Control revisions and open questions
Give every RFQ package a visible revision or date. If requirements change during quotation, send a consolidated update and identify what changed. The final quotation should reference the drawing revision, material basis, quantity, included operations, inspection scope, tooling assumptions and delivery terms used for pricing.
Open questions are normal during early sourcing. Record them in an assumption list rather than allowing them to remain in separate messages. Each item should show who must respond and whether the answer affects price, tooling, lead time, quality or manufacturability.

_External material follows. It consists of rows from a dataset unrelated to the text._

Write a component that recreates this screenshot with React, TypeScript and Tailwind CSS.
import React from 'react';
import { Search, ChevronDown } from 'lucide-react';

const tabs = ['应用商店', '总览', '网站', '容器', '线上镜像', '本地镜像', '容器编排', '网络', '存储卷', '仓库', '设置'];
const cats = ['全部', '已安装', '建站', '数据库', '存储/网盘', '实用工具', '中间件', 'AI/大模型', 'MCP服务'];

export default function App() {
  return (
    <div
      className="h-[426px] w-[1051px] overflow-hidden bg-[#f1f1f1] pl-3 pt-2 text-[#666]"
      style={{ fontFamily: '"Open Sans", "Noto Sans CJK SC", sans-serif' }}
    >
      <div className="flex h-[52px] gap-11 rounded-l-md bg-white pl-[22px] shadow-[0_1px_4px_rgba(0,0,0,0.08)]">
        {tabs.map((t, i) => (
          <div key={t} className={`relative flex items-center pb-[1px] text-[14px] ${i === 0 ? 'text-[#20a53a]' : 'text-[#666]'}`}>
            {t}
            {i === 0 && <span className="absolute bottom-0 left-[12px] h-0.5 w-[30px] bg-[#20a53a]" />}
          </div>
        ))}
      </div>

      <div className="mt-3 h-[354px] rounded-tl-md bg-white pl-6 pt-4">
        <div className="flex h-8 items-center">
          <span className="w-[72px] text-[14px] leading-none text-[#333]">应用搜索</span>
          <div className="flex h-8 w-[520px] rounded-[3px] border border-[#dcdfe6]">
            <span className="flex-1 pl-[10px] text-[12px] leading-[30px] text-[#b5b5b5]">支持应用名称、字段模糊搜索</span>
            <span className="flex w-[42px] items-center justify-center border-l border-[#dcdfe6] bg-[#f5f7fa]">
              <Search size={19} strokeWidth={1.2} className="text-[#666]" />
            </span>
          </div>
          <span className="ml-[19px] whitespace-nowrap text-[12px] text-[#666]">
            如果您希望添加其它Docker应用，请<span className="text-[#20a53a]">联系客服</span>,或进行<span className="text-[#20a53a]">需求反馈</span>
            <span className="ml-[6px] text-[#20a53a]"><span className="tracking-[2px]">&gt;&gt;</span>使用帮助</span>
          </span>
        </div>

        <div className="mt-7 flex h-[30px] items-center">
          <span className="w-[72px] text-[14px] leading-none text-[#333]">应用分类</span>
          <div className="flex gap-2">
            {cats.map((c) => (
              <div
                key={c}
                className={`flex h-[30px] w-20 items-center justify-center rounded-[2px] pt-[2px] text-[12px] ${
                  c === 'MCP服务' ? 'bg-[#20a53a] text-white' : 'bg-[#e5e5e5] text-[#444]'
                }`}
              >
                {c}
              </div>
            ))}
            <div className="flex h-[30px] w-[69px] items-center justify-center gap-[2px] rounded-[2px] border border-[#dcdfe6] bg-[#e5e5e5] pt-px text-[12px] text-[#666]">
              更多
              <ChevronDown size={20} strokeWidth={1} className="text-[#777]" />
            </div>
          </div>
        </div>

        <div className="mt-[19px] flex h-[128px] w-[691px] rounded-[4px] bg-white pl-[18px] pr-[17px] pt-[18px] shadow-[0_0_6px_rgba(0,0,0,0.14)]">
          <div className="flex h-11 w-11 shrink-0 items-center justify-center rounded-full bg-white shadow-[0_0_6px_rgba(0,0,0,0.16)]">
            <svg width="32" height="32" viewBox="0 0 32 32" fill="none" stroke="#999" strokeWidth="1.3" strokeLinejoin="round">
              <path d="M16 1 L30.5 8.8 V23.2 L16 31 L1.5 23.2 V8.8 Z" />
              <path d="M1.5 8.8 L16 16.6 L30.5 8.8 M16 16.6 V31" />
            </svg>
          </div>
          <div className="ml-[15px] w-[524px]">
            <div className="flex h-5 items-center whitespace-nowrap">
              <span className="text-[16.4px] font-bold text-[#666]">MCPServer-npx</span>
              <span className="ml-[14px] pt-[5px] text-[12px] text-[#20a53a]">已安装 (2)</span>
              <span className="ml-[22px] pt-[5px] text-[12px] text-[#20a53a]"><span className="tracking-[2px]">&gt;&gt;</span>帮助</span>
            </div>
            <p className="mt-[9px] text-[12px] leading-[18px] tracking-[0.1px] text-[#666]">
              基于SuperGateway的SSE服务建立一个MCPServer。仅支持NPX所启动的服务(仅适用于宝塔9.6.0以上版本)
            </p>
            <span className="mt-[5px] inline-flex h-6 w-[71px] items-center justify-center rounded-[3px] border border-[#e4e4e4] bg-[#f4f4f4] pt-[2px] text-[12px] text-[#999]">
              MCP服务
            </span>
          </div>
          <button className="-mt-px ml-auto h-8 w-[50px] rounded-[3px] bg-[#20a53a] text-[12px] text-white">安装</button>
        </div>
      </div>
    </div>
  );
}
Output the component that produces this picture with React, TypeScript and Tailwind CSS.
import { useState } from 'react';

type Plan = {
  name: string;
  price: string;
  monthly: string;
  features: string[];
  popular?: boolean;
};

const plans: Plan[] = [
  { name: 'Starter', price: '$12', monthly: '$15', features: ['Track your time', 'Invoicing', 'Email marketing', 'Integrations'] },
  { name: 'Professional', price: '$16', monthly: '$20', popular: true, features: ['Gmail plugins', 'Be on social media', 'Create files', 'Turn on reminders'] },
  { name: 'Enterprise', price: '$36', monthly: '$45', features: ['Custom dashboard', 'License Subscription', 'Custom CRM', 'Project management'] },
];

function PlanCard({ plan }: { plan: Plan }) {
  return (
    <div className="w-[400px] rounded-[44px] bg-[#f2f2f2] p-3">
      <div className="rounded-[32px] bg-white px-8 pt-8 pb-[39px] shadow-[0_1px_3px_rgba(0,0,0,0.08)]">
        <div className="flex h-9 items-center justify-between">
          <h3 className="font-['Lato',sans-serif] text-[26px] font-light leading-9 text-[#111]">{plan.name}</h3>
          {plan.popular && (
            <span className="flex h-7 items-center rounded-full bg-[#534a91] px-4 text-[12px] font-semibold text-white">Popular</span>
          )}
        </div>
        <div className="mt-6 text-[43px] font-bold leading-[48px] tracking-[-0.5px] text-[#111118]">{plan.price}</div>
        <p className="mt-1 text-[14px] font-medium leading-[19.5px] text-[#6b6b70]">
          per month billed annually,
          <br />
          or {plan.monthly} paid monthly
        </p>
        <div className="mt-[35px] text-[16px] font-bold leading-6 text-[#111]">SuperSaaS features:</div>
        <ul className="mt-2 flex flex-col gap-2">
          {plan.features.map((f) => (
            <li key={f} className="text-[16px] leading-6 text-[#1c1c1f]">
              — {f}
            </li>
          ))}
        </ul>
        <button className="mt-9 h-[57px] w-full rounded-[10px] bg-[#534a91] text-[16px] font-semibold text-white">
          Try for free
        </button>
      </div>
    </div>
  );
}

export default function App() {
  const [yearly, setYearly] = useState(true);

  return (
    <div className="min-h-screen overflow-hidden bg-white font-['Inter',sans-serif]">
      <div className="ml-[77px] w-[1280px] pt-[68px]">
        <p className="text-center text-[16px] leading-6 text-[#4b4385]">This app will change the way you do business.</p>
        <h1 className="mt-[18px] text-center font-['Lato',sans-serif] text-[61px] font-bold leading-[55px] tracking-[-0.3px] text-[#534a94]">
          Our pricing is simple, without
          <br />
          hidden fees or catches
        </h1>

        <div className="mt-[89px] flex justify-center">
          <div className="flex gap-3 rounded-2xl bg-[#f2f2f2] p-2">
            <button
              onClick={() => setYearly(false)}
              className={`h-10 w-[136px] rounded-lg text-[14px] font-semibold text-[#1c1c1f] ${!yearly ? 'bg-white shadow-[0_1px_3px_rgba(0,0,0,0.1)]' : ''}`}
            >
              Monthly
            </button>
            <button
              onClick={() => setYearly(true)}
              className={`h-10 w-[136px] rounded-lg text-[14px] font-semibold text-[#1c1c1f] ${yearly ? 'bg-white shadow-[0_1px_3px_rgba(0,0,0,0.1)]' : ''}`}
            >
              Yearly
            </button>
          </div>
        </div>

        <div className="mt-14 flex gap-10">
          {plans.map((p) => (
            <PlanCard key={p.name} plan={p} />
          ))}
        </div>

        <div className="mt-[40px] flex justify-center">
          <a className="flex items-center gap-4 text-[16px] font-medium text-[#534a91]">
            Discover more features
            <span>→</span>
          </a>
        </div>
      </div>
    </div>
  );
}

Review the quotation as a scope document
The lowest unit price is not necessarily the lowest total purchasing cost if the quotations do not cover the same material, tooling, operations, inspection, packaging and delivery basis. Compare proposals line by line and resolve exclusions before approving tooling or samples.
A complete quotation should make clear what is included, what is excluded, what remains to be confirmed and which drawing revision controls the work.
What happens after the RFQ is submitted
The engineering review should confirm whether the proposed manufacturing route is suitable for the geometry, material, quantity and acceptance requirements. Any recommended drawing changes, alternative processes or unresolved assumptions should be documented before quotation approval.
After commercial approval, the project can move through tooling or fixture planning, sample manufacture, inspection, corrective actions and customer approval. Repeat production should be released only against the agreed revision and acceptance basis.